For general FITS issues, see the information provided by the
FITS Support Office
and the FITS archive at NRAO.
In the following we shall use two mechanisms for verifying the integrity
of a FITS file or the data portion of an individual HDU (Header-Data
Unit): FITS checksums and SHA digests.
FITS Checksum Convention
Rob Seaman and Bill Pence have proposed the establishment of a FITS Checksum convention. The algorithm used is that of a 32-bit one's complement checksum. The proposed convention requires that the checksum over each HDU in a FITS file be -0 (0xffffffff), through the use of two related keywords in the header of the HDU: the value of the keyword DATASUM is a character string containing the decimal representation of the 32-bit one's complement checksum over the data part of the HDU; the value of the keyword CHECKSUM is a 16-character string made up in such a way that the 32-bit one's complement over the entire HDU is -0. Note that any changes to the header would affect the value of CHECKSUM, but not the value of DATASUM.
The FITS checksum provides a fair verification mechanism for detecting I/O errors and transmission errors. But it should be stressed that it is not robust against (malicious) falsification and a large class of data modifications, including cyclic rotations and byte swapping, involving file sections that are a multiple of four bytes in size.
All FITS files in the Chandra Data Archive will be properly checksummed, using this convention. Though the convention is only in proposal status, it is likely to become, if not a standard, at least accepted practice; various archive collections, like the RXTE archive, are applying this checksum already throughout.
Secure Hash Algorithm Digest
The NIST has formulated a Federal Information Processing Standard for a Secure Hash Algorithm, FIPS 180-1 (plain text or PDF). The SHA creates 160-bit digests of messages or files, using public and private keys, allowing the authentication of messages or data.

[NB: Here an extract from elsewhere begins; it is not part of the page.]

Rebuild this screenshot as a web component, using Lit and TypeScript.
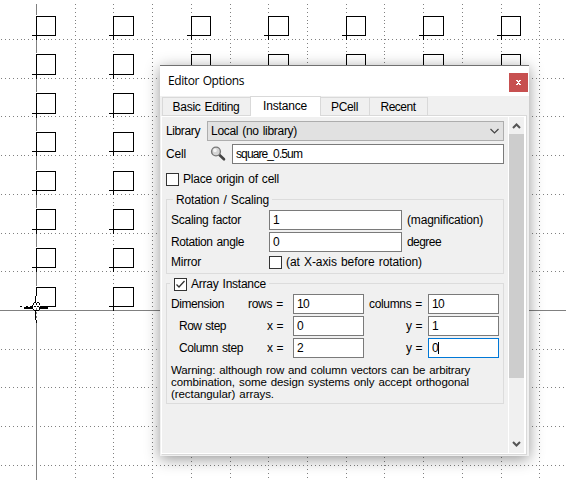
import { LitElement, html, svg, css } from "lit";
import { customElement, property } from "lit/decorators.js";

/** A run of text whose letter spacing is adjusted to fill a given width. */
@customElement("fit-text")
class FitText extends LitElement {
  @property({ type: Number }) w = 0;
  @property() text = "";
  static styles = css`
    :host { display: block; flex: none; white-space: pre; }
    .run { display: inline-block; word-spacing: 1px; }
  `;
  render() {
    return html`<span class="run">${this.text}</span>`;
  }
  updated() {
    const run = this.renderRoot.querySelector(".run") as HTMLElement;
    run.style.letterSpacing = "0px";
    const natural = run.getBoundingClientRect().width;
    run.style.letterSpacing = `${(this.w - natural) / this.text.length}px`;
    this.style.width = `${this.w}px`;
  }
}

const t = (text: string, w: number, cls = "") =>
  html`<fit-text class=${cls} .text=${text} .w=${w}></fit-text>`;

const COLS = [75, 113, 152, 191, 230, 268, 307, 346, 384, 423, 462, 501, 539];
const ROWS = [39, 78, 116, 155, 194, 233, 271, 349, 387, 426, 465];
const SHAPE_X = [[36, 55], [113, 133], [191, 210], [268, 288], [346, 365], [423, 443], [501, 520]];
const SHAPE_Y = [[16, 35], [54, 74], [93, 113], [132, 151], [171, 190], [209, 229], [248, 267], [287, 306]];

@customElement("layout-canvas")
class LayoutCanvas extends LitElement {
  static styles = css`
    :host { display: block; width: 566px; height: 480px; background: #fff; }
    svg { display: block; shape-rendering: crispEdges; }
    .dot { fill: #808080; }
    .axis { fill: #808080; }
    .ink { fill: none; stroke: #000; }
    .solid { fill: #000; }
    .blank { fill: #fff; }
  `;
  dots() {
    let d = "";
    for (const y of ROWS)
      for (let k = -9; k < 137; k++) {
        const x = Math.round(36 + k * 3.873);
        if (k !== 0) d += `M${x} ${y}h1v1h-1z`;
      }
    for (const x of COLS)
      for (let k = -79; k < 44; k++) {
        const y = Math.round(310 + k * 3.873);
        if (y >= 4) d += `M${x} ${y}h1v1h-1z`;
      }
    return d;
  }
  shapes() {
    let d = "";
    for (const [x0, x1] of SHAPE_X)
      for (const [y0, y1] of SHAPE_Y) {
        d += `M${x0 + 0.5} ${y0 + 0.5}H${x1 + 0.5}V${y1 + 0.5}H${x0 + 0.5}z`;
        d += `M${x0 - 4} ${y1 + 0.5}h4M${x0 + 0.5} ${y1}v5`;
      }
    return d;
  }
  /** White gaps in the vertical axis just above each shape. */
  axisGaps() {
    return SHAPE_Y.map(([y0]) => `M36 ${y0 - 1}h1v1h-1z`).join("");
  }
  render() {
    return html`<svg width="566" height="480" viewBox="0 0 566 480">
      ${svg`<path class="dot" d=${this.dots()}/>
      <path class="axis" d="M36 4h1v476h-1zM0 310h566v1H0z"/>
      <path class="blank" d=${this.axisGaps()}/>
      <path class="ink" d=${this.shapes()}/>
      <path class="blank" d="M33 302h7v8h-7zM36 296h1v6h-1zM36 311h1v9h-1z"/>
      <path class="solid" d="M20 306h2v1h-2zM24 307h9v2h-9zM26 306h2v1h-2zM30 306h3v1h-3zM39 307h9v2h-9zM40 306h9v1h-9zM35 296h1v6h-1zM36 287h1v9h-1zM35 311h1v9h-1zM36 320h1v3h-1zM34 302h2v1h-2zM37 302h2v1h-2zM33 303h1v2h-1zM39 303h1v2h-1zM36 303h1v2h-1zM32 305h1v2h-1zM34 306h2v1h-2zM37 306h2v1h-2zM33 309h1v1h-1zM39 309h1v1h-1zM34 310h2v1h-2zM37 310h2v1h-2z"/>
      <path class="axis" d="M36 308h1v2h-1zM36 312h1v2h-1zM36 316h1v2h-1z"/>`}
    </svg>`;
  }
}

@customElement("app-root")
class AppRoot extends LitElement {
  static styles = css`
    * { box-sizing: border-box; }
    :host {
      display: block; position: relative; width: 566px; height: 480px; overflow: hidden;
      font: 12px/20px "Liberation Sans", sans-serif; color: #000;
    }
    .dialog {
      position: absolute; left: 160px; top: 65px; width: 369px; height: 391px;
      display: flex; flex-direction: column; background: #f0f0f0;
      border-top: 1px solid #707070;
      box-shadow: 0 3px 14px rgba(0, 0, 0, .42);
    }
    .title { height: 30px; background: #fff; display: flex; align-items: center; padding: 0 1px 0 8px; justify-content: space-between; flex: none; }
    .title fit-text { font-family: "Open Sans", sans-serif; font-size: 12px; }
    .close { width: 19px; height: 19px; background: #c75050; margin-top: 3px; }
    .close svg, .combo svg, .arrow svg { display: block; }
    .tabs { display: flex; align-items: flex-end; height: 19px; padding-left: 2px; flex: none; }
    .tab { height: 18px; line-height: 18px; border: 1px solid #d9d9d9; border-bottom: 0; display: flex; justify-content: center; margin-left: -1px; padding-right: 1px; }
    .tab:first-child { margin-left: 0; }
    .tab.on { height: 20px; margin-bottom: -1px; background: #fff; position: relative; }
    .pane { flex: 1; margin: 0 2px 1px 1px; border: 1px solid #d9d9d9; border-left-color: #fff; display: flex; min-height: 0; }
    .inner { flex: 1; border: 1px solid #fff; border-left: 0; display: flex; }
    .form { width: 346px; padding: 4px 0 0 4px; }
    .bar { width: 17px; border-left: 1px solid #fff; border-right: 1px solid #fff; display: flex; flex-direction: column; }
    .arrow { height: 17px; }
    .thumb { height: 244px; background: #cdcdcd; }
    .grow { flex: 1; }
    .row { display: flex; align-items: center; height: 20px; }
    .field { height: 20px; border: 1px solid #7a7a7a; background: #fff; line-height: 18px; padding-left: 3px; display: flex; align-items: center; flex: none; }
    .focus { border-color: #0078d7; }
    .caret { width: 1px; height: 12px; background: #000; }
    .combo { width: 297px; height: 20px; line-height: 18px; background: #e1e1e1; border: 1px solid #adadad; display: flex; align-items: center; justify-content: space-between; padding: 0 3px; }
    .check { width: 13px; height: 13px; border: 1px solid #333; background: #fff; flex: none; }
    .check svg { display: block; }
    .group { position: relative; width: 338px; border: 1px solid #dcdcdc; padding-left: 4px; }
    .legend { position: absolute; top: -10px; left: 6px; background: #f0f0f0; height: 20px; display: flex; align-items: center; padding: 0 3px; }
    .g2 .legend { left: 3px; padding-left: 4px; }
    .g1 { height: 75px; margin-top: 10px; padding-top: 10px; }
    .g2 { height: 121px; margin-top: 9px; padding-top: 10px; }
    .gap { margin-top: 2px; }
    .warn { font-size: 11.5px; line-height: 12px; margin-top: 6px; }
    .lib { width: 41px; }
    .cell { width: 44px; }
    .cellrow { margin-top: 3px; }
    .origin { margin-top: 5px; }
    .mag { width: 22px; height: 20px; }
    .lab { width: 98px; flex: none; }
    .first { width: 78px; flex: none; }
    .first.in { padding-left: 8px; }
    .eq { width: 44px; flex: none; display: flex; justify-content: flex-end; padding-right: 10px; }
    .eq2 { width: 64px; flex: none; display: flex; justify-content: flex-end; padding-right: 6px; }
    .w133 { width: 133px; margin-right: 5px; }
    .w71 { width: 71px; }
    .w272 { width: 272px; }
    .after { margin-left: 4px; }
  `;

  arrayRow(label: string, lw: number, indent: boolean, a: string, aw: number, av: string, b: string, bw: number, bv: string, focus = false) {
    const vw = (v: string) => v.length * 6;
    return html`<div class="row ${label === "Dimension" ? "" : "gap"}">
      <div class="first ${indent ? "in" : ""}">${t(label, lw)}</div>
      <div class="eq">${t(a, aw)}</div>
      <div class="field w71">${t(av, vw(av))}</div>
      <div class="eq2">${t(b, bw)}</div>
      <div class="field w71 ${focus ? "focus" : ""}">${t(bv, vw(bv))}${focus ? html`<span class="caret"></span>` : ""}</div>
    </div>`;
  }

  render() {
    return html`
      <layout-canvas></layout-canvas>
      <div class="dialog">
        <div class="title">
          ${t("Editor Options", 76)}
          <div class="close"><svg width="19" height="19" viewBox="0 0 19 19" shape-rendering="crispEdges"><path fill="#fff" d="M7 7h2v1h1v-1h2v1h-1v1h-1v1h1v1h1v1h-2v-1h-1v1h-2v-1h1v-1h1v-1h-1v-1h-1z"/></svg></div>
        </div>
        <div class="tabs">
          <div class="tab" style="width:89px">${t("Basic Editing", 67)}</div>
          <div class="tab on" style="width:71px">${t("Instance", 44)}</div>
          <div class="tab" style="width:50px">${t("PCell", 27)}</div>
          <div class="tab" style="width:59px">${t("Recent", 35)}</div>
        </div>
        <div class="pane"><div class="inner">
          <div class="form">
            <div class="row"><div class="lib">${t("Library", 34)}</div>
              <div class="combo">${t("Local (no library)", 86)}
                <svg width="11" height="8" viewBox="0 0 11 8"><path d="M1.5 2L5.5 6L9.5 2" fill="none" stroke="#444" stroke-width="1.2"/></svg></div>
            </div>
            <div class="row cellrow"><div class="cell">${t("Cell", 20)}</div>
              <svg class="mag" viewBox="0 0 22 20"><path d="M9.5 11L14 15.3" stroke="#444" stroke-width="2.6" stroke-linecap="round"/><circle cx="6" cy="7.5" r="4.4" fill="#d4d4d4" stroke="#777" stroke-width="1.4"/><circle cx="5" cy="6.4" r="1.8" fill="#f4f4f4"/></svg>
              <div class="field w272">${t("square_0.5um", 66)}</div>
            </div>
            <div class="row origin"><div class="check"></div>${t("Place origin of cell", 96, "after")}</div>
            <div class="group g1">
              <div class="legend">${t("Rotation / Scaling", 93)}</div>
              <div class="row"><div class="lab">${t("Scaling factor", 70)}</div><div class="field w133">${t("1", 6)}</div>${t("(magnification)", 76)}</div>
              <div class="row gap"><div class="lab">${t("Rotation angle", 73)}</div><div class="field w133">${t("0", 6)}</div>${t("degree", 34)}</div>
              <div class="row"><div class="lab">${t("Mirror", 30)}</div><div class="check"></div>${t("(at X-axis before rotation)", 136, "after")}</div>
            </div>
            <div class="group g2">
              <div class="legend"><div class="check"><svg width="11" height="11" viewBox="0 0 11 11"><path d="M1.5 5.5L4 8L9.5 2" fill="none" stroke="#333" stroke-width="1.3"/></svg></div>${t("Array Instance", 75, "after")}</div>
              ${this.arrayRow("Dimension", 53, false, "rows =", 35, "10", "columns =", 53, "10")}
              ${this.arrayRow("Row step", 47, true, "x =", 16, "0", "y =", 16, "1")}
              ${this.arrayRow("Column step", 64, true, "x =", 16, "2", "y =", 16, "0", true)}
              <div class="warn">
                ${t("Warning: although row and column vectors can be arbitrary", 299)}
                ${t("combination, some design systems only accept orthogonal", 298)}
                ${t("(rectangular) arrays.", 103)}
              </div>
            </div>
          </div>
          <div class="bar">
            <div class="arrow"><svg width="15" height="17" viewBox="0 0 15 17"><path d="M4 11L7.5 7.5L11 11" fill="none" stroke="#555" stroke-width="2"/></svg></div>
            <div class="thumb"></div>
            <div class="grow"></div>
            <div class="arrow"><svg width="15" height="17" viewBox="0 0 15 17"><path d="M4 6L7.5 9.5L11 6" fill="none" stroke="#555" stroke-width="2"/></svg></div>
          </div>
        </div></div>
      </div>`;
  }
}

The SHA digest provides a fully tamper-proof mechanism for data integrity verification and validation. For our purposes, there is no reason to work with secret keys, assuming that the AXAF archive is itself secure. Instead, it will be sufficient to distribute a tool that can calculate SHA digests over selected file sections and that has the keys built into it. The validation consist of comparing those digests with the ones generated by the archive itself. It is virtually impossible to tamper with a file's contents and/or the keys without affecting the SHA digest.
In this section, the tools and their mechanics are described. The following section will provide directions on how to apply them.
fverify
HEASARC's Ftool fverify will verify the checksum of each HDU in a FITS file, as well as the compliance of each HDU's contents with the FITS standard and various HEASARC conventions.
verifyChksum
A tool that verifies the FITS checksum of any FITS file. The code may be obtained from the ASC.
Usage:
verifyChksum [fileName]Calculate the checksum of fileName; use stdin if the argument is missing. Returns 0 if OK, 0xffffffff for a zero-length file, otherwise the (non-zero) value of the checksum. This tools works on all architectures.
Compile with:
gcc verifyChksum.c -o verifyChksum
shaHDU
Calculates the SHA digest (FIPS 180-1) for either the data part of a specified HDU or an entire FITS file. Should be verified against a prerecorded value. This mechanism is much robuster than the checksum. The digest, as calculated, is not yet portable across architectures. It is guaranteed to work on big-endian machines. The code may be obtained from the CXC.
Usage:
shaHDU [-U] [-i FITSFile] [-e extension] [-f] -U show usage -i FITSFile: path to file; default: stdin -e extension: HDU number; 0: primary array -1: all HDUs default: 0 (if primary array exists) 1 (otherwise) -f return SHA digest over entire file; overrides -e option
Compile with:
gcc shaHDU.c -o shaHDU
There are various alternatives for validating FITS files, depending on one's requirements and objectives. Below we suggest strategies to answer the three or four most common questions relating to the integrity and authenticity of data files.
Is this file undamaged?
verifyChksum - Will give a fast and simple answer. If the file's checksum is correct, it most likely emerged intact from its transfer.
fverify - Will provide a more thorough check, but the answer will be much longer, both in size and time.
Are these two HDUs identical?
Assuming that one is really interested in the data part (remember: the headers contain the creation date and are likely to be different if created at different times):
DATASUM - One can simply compare the values of the DATASUM keyword in the two headers. However, one would be well advised to also ensure that the checksums for the two are still valid: someone may have changed the data without updating the checksums.
shaHDU - Comparing the SHA digests for the two HDU data parts will provide a definitive answer as to whether they are identical.
Are these two FITS files identical?
shaHDU Comparing the SHA digests for the two files will provide a definitive answer as to whether they are identical. One digest may be obtained from the file at hand, the other provided by the archive, from the archive's copy of the file, thus answering the question Is this FITS file authentic?